Hood Closing Characteristics in a Dual Hood Latch System

Certain sports utility vehicles (SUVs) utilize dual latches and gas struts in their hood design. This is primarily driven by the larger size of the hood and specific architectural requirements. These hoods can be securely latched either by a dynamic single stroke closing method or by quasistatic two stroke closing method. In dynamic method, the hood is closed with a single, high-velocity motion for the final primary latching, whereas in quasistatic method, force is initially applied for the secondary latching and then for the final primary latching. In this study, both the dynamic and quasistatic closing methods are compared in terms of closing force and velocity and hood over travel distance. A load cell is used for measuring the closing force, velocity meter is used for velocity measurement and a rope sensor is used for measuring the hood over travel distance.
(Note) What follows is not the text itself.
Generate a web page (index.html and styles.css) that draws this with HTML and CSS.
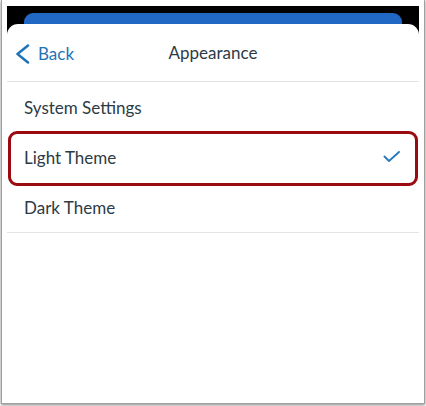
FILE: index.html
```html
<!DOCTYPE html>
<html lang="en">
<head>
<meta charset="utf-8">
<title>Appearance</title>
<link rel="stylesheet" href="styles.css">
</head>
<body>
<div class="frame">
  <div class="phone">
    <div class="backdrop-bar"></div>
    <div class="sheet">
      <header class="nav">
        <a class="back" href="#">
          <svg class="chev" width="16" height="20" viewBox="0 0 16 20" aria-hidden="true">
            <polyline points="13,1.5 2.5,10 13,18.5" fill="none" stroke="#1f74b8" stroke-width="2.5" stroke-linecap="round" stroke-linejoin="round"/>
          </svg>
          <span>Back</span>
        </a>
        <h1 class="title">Appearance</h1>
      </header>
      <ul class="options">
        <li class="option">System Settings</li>
        <li class="option selected">Light Theme
          <svg class="check" width="18" height="12" viewBox="0 0 18 12" aria-hidden="true">
            <polyline points="1.5,5.5 6,10 16,1" fill="none" stroke="#2b7abc" stroke-width="1.9" stroke-linecap="round" stroke-linejoin="round"/>
          </svg>
        </li>
        <li class="option">Dark Theme</li>
        <li class="highlight" aria-hidden="true"></li>
      </ul>
    </div>
  </div>
</div>
</body>
</html>
```
FILE: styles.css
```css
* { box-sizing: border-box; }
html, body { margin: 0; padding: 0; background: #fff; }
body {
  width: 426px;
  height: 406px;
  overflow: hidden;
  font-family: Lato, "Noto Sans", sans-serif;
}
.frame {
  margin-left: 1px;
  width: 424px;
  height: 404px;
  border: 1px solid #a0a0a0;
  border-top: none;
  box-shadow: 0 1px 3px rgba(0,0,0,0.5);
  padding: 6px 5px 0 5px;
  background: #fff;
}
.phone {
  background: #000;
  height: 100%;
  display: flex;
  flex-direction: column;
  padding-top: 7px;
}
.backdrop-bar {
  height: 11px;
  margin: 0 17px;
  background: #2167c4;
  border-radius: 9px 9px 0 0;
  flex: none;
}
.sheet {
  flex: 1;
  background: #fff;
  border-radius: 11px 11px 0 0;
  display: flex;
  flex-direction: column;
}
.nav {
  height: 58px;
  border-bottom: 1px solid #e3e3e3;
  display: flex;
  align-items: center;
  justify-content: center;
  position: relative;
  flex: none;
}
.back {
  position: absolute;
  left: 8px;
  top: 19px;
  display: flex;
  align-items: center;
  gap: 7px;
  color: #1f74b8;
  text-decoration: none;
  font-size: 17px;
}
.chev { display: block; }
.title {
  margin: 0;
  font-size: 17px;
  font-weight: 400;
  color: #2d3b45;
}
.options {
  list-style: none;
  margin: 0;
  padding: 0;
  position: relative;
  border-bottom: 1px solid #e3e3e3;
}
.option {
  height: 50px;
  display: flex;
  align-items: center;
  justify-content: space-between;
  padding: 0 18px 0 17px;
  font-size: 17px;
  color: #2d3b45;
}
.check { display: block; }
.highlight {
  position: absolute;
  left: 1px;
  right: 1px;
  top: 49px;
  height: 55px;
  border: 3px solid #9b0a10;
  border-radius: 9px;
}
```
It is evident from the study that the velocity required for hood closing is higher in the dynamic method, than the quasi-static loading conditions. However, the closing force and hood over travel distance are higher in the quasi-static method compared to dynamic method. The hood overtravel distance in quasistatic method is twice that of the dynamic method. This excess hood overtravel in quasistatic method could potentially have a significant impact on the interface parts of the hood. The study clearly indicates that when dual hood latches and gas struts are employed, it is crucial for the structure of the hood system and its interface components to be robust enough to effectively handle both the quasistatic and dynamic closing conditions. This robustness is necessary to ensure the durability and reliable performance of the hood in varying operational scenarios.